DE NOTRE CORRESPONDANTE
«NOS RÉSULTATS suggèrent que si l'on favorise l'inflammation du tissu cancéreux, par exemple en effectuant des biopsies de la prostate, on pourrait hâter la progression de la métastase», fait remarquer dans un communiqué le Pr Michael Karin, professeur de pharmacologie au laboratoire de régulation génique et de transduction du signal à l'université de San Diego.
Interrogé par « le Quotidien » sur les implications cliniques de ces résultats, le Pr Karin explique que «la compréhension du processus métastatique dans le cancer de la prostate permettra de développer des médicaments spécifiques destinés à bloquer ce processus.

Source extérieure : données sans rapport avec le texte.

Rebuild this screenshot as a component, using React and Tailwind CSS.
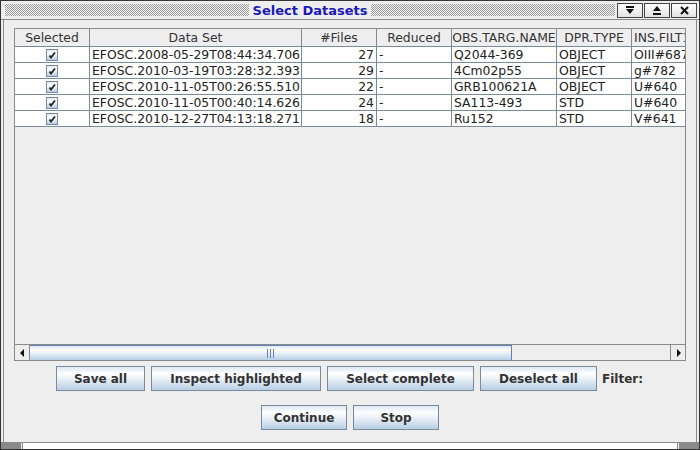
import React from "react";

const columns = [
  { label: "Selected", w: "w-[75px]" },
  { label: "Data Set", w: "w-[212px]" },
  { label: "#Files", w: "w-[75px]" },
  { label: "Reduced", w: "w-[75px]" },
  { label: "OBS.TARG.NAME", w: "w-[105px]" },
  { label: "DPR.TYPE", w: "w-[75px]" },
];

const rows = [
  ["EFOSC.2008-05-29T08:44:34.706", "27", "-", "Q2044-369", "OBJECT", "OIII#687"],
  ["EFOSC.2010-03-19T03:28:32.393", "29", "-", "4Cm02p55", "OBJECT", "g#782"],
  ["EFOSC.2010-11-05T00:26:55.510", "22", "-", "GRB100621A", "OBJECT", "U#640"],
  ["EFOSC.2010-11-05T00:40:14.626", "24", "-", "SA113-493", "STD", "U#640"],
  ["EFOSC.2010-12-27T04:13:18.271", "18", "-", "Ru152", "STD", "V#641"],
];

const bumps =
  "h-[12px] bg-[conic-gradient(#9c9c9c_25%,#f4f4f4_0_50%,#9c9c9c_0_75%,#f4f4f4_0)] bg-[length:2px_2px]";

const ocean = "bg-[linear-gradient(to_bottom,#dde8f3,#ffffff_30%,#b8cfe5)]";

function Btn({ w, children }) {
  return (
    <button
      type="button"
      className={`${w} h-[25px] border border-[#7a8a99] ${ocean} text-[12px] font-bold text-[#333333]`}
    >
      {children}
    </button>
  );
}

function Check() {
  return (
    <div className={`w-[12px] h-[12px] border border-[#7a8a99] ${ocean} flex items-center justify-center`}>
      <svg width="8" height="8" viewBox="0 0 8 8">
        <path d="M1.5 4.5 L3 6.5 L7 1.5" fill="none" stroke="#222" strokeWidth="1.8" />
      </svg>
    </div>
  );
}

function TitleButton({ children }) {
  return (
    <div className="w-[26px] h-[15px] border border-[#444] bg-[linear-gradient(to_bottom,#ffffff,#e2e2e2)] flex items-center justify-center">
      {children}
    </div>
  );
}

export default function App() {
  return (
    <div
      className="w-[700px] h-[450px] bg-[#eeeeee] border border-[#333333] flex flex-col overflow-hidden"
      style={{ fontFamily: '"DejaVu Sans", sans-serif' }}
    >
      {/* title bar */}
      <div className="h-[19px] flex items-center pl-[4px] pr-[2px] border-b border-[#8a8a8a]">
        <div className={`flex-1 ${bumps}`} />
        <div className="px-[4px] text-[13px] font-bold text-[#1a1ab8] leading-none">Select Datasets</div>
        <div className={`flex-1 ${bumps}`} />
        <div className="flex gap-[1px] ml-[2px]">
          <TitleButton>
            <svg width="10" height="9" viewBox="0 0 10 9">
              <rect x="1" y="0" width="8" height="2" fill="#111" />
              <path d="M1 3 H9 L5 8 Z" fill="#111" />
            </svg>
          </TitleButton>
          <TitleButton>
            <svg width="10" height="9" viewBox="0 0 10 9">
              <path d="M1 5 H9 L5 0 Z" fill="#111" />
              <rect x="1" y="7" width="8" height="2" fill="#111" />
            </svg>
          </TitleButton>
          <TitleButton>
            <svg width="9" height="9" viewBox="0 0 9 9">
              <path d="M1 1 L8 8 M8 1 L1 8" stroke="#111" strokeWidth="2" />
            </svg>
          </TitleButton>
        </div>
      </div>

      {/* content */}
      <div className="flex-1 mx-[2px] border-x border-[#8a8a8a] flex flex-col pt-[8px] px-[10px]">
        <div className="h-[333px] border border-[#8a8a8a] flex flex-col">
          <div className="flex-1 overflow-hidden bg-[#eeeeee]">
            <div className="w-[820px] text-[12.4px] text-[#333333]">
              <div className="flex h-[18px] border-b border-[#7a8a99]">
                {columns.map((c) => (
                  <div
                    key={c.label}
                    className={`${c.w} shrink-0 border-r border-[#7a8a99] flex items-center justify-center pt-[2px] whitespace-nowrap overflow-hidden`}
                  >
                    {c.label}
                  </div>
                ))}
                <div className="w-[100px] shrink-0 flex items-center pl-[2px] pt-[2px] whitespace-nowrap">INS.FILT1.NAME</div>
              </div>
              {rows.map((r) => (
                <div key={r[0]} className="flex h-[16px] bg-white border-b border-[#7a8a99] text-[#222222]">
                  <div className="w-[75px] shrink-0 border-r border-[#7a8a99] flex items-center justify-center">
                    <Check />
                  </div>
                  <div className="w-[212px] shrink-0 border-r border-[#7a8a99] pl-[2px] leading-[16px]">{r[0]}</div>
                  <div className="w-[75px] shrink-0 border-r border-[#7a8a99] pr-[2px] text-right leading-[16px]">{r[1]}</div>
                  <div className="w-[75px] shrink-0 border-r border-[#7a8a99] pl-[2px] leading-[16px]">{r[2]}</div>
                  <div className="w-[105px] shrink-0 border-r border-[#7a8a99] pl-[2px] leading-[16px]">{r[3]}</div>
                  <div className="w-[75px] shrink-0 border-r border-[#7a8a99] pl-[2px] leading-[16px]">{r[4]}</div>
                  <div className="w-[100px] shrink-0 pl-[2px] leading-[16px]">{r[5]}</div>
                </div>
              ))}
            </div>
          </div>

          {/* horizontal scrollbar */}
          <div className="h-[16px] flex border-t border-[#8a8a8a] bg-[#eeeeee]">
            <div className="w-[15px] border-r border-[#8a8a8a] flex items-center justify-center">
              <svg width="5" height="8" viewBox="0 0 5 8">
                <path d="M4 0 V8 L0 4 Z" fill="#111" />
              </svg>
            </div>
            <div className="flex-1 flex">
              <div className={`w-[482px] border-t border-r border-[#6382bf] ${ocean} flex items-center justify-center gap-[2px]`}>
                <div className="w-[1px] h-[9px] bg-[#6382bf]" />
                <div className="w-[1px] h-[9px] bg-[#6382bf]" />
                <div className="w-[1px] h-[9px] bg-[#6382bf]" />
              </div>
            </div>
            <div className="w-[15px] border-l border-[#8a8a8a] flex items-center justify-center">
              <svg width="5" height="8" viewBox="0 0 5 8">
                <path d="M1 0 V8 L5 4 Z" fill="#111" />
              </svg>
            </div>
          </div>
        </div>

        <div className="mt-[5px] flex justify-center items-center gap-[6px]">
          <Btn w="w-[89px]">Save all</Btn>
          <Btn w="w-[170px]">Inspect highlighted</Btn>
          <Btn w="w-[147px]">Select complete</Btn>
          <Btn w="w-[117px]">Deselect all</Btn>
          <span className="text-[12px] font-bold text-[#333333] w-[42px] -ml-[1px]">Filter:</span>
        </div>

        <div className="mt-[14px] flex justify-center gap-[6px]">
          <Btn w="w-[86px]">Continue</Btn>
          <Btn w="w-[86px]">Stop</Btn>
        </div>
      </div>

      {/* bottom frame */}
      <div className="h-[7px] border-t border-[#8a8a8a] flex">
        <div className="w-[20px] bg-[#8a8a8a]" />
        <div className="flex-1 border-x border-[#8a8a8a] bg-white mx-[1px]" />
        <div className="w-[20px] bg-[#8a8a8a]" />
      </div>
    </div>
  );
}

Cela pourrait également nous permettre d'identifier quand et quels cancers deviendront métastatiques».
Un homme sur six recevra un diagnostic de cancer de la prostate, mais seulement un homme sur trente-trois succombera à une maladie métastatique.
Alors que le cancer encore confiné à la prostate peut être bien traité, on ne dispose d'aucun traitement efficace pour la maladie métastatique.
Il est devenu clair, ces dernières années, que l'inflammation et un microenvironnement pro-inflammatoire contribuent de façon importante et cruciale au développement de la tumeur.
La voie NF-kappa B.
En outre, on a pu préciser que l'inflammation favorise le développement de la tumeur à travers des mécanismes dépendant de la voie NF-kappa B.
Il a été proposé que l'inflammation pourrait également favoriser la progression métastatique, mais le mécanisme reliant l'inflammation et la métastase faisait encore défaut.
En utilisant un modèle murin du cancer de la prostate et en confirmant les résultats sur des échantillons humains, Karin et coll. ont identifié le chaînon manquant.
L'activation IKK-alpha, qui peut être obtenue par la fixation de la cytokine pro-inflammatoire RANKL sur son récepteur RANK, favorise la métastase du cancer de la prostate en inhibant la transcription du gène Maspine.
Le gène Maspine possède une activité antimétastatique bien établie dans les cancers de la prostate et du sein.
Et l'on sait que la cytokine pro-inflammatoire RANKL est produite par les cellules inflammatoires et se fixe au récepteur RANK (pour Receptor that Activates Nuclear factor Kappa-B). (Pour mémoire, elle peut favoriser la perte osseuse en activant les ostéoblastes.)
L'étude montre que, si IKK-alpha est connu pour favoriser le développement de la tumeur, son effet le plus prononcé porte sur le développement métastatique.
«Nous avons pu détecter une excellente corrélation inverse entre l'activation d'IKK-alpha et la production de Maspine, de telle façon que les cellules du cancer avancé de la prostate contiennent des taux nucléaires élevés d'IKK-alpha active et expriment peu ou pas de Maspine», note le Pr Karin.
Cette corrélation est également observée dans le cancer de la prostate de l'homme.
«Nous proposons que les cellules inflammatoires qui expriment RANKL et infiltrent les tumeurs de la prostate entraînent l'activation nucléaire d'IKK-alpha, et de ce fait l'inhibition de la transcription de Maspine, favorisant alors le phénotype métastatique», concluent les chercheurs.
Un promoteur général du comportement métastatique.
Ces résultats, notent-ils, suggèrent que RANK pourrait être un promoteur général du comportement métastatique dans les cellules du cancer de la prostate et peut-être aussi dans celles du cancer du sein.
Cet éclaircissement ouvre des voies thérapeutiques.
L'interférence avec la production du ligand RANK (RANKL) ainsi que l'interférence avec l'activation d'IKK-alpha pourraient constituer de nouvelles stratégies visant à prévenir la maladie métastatique.
«Nos prochains objectifs seront de savoir si RANKL est effectivement coupable et par quel mécanisme la protéine Maspine exerce son activité antimétastatique», confie au « Quotidien » le Pr Karin.
« Nature », 19 mars 2007, Luo et coll., DOI : 10.1038/nature05656.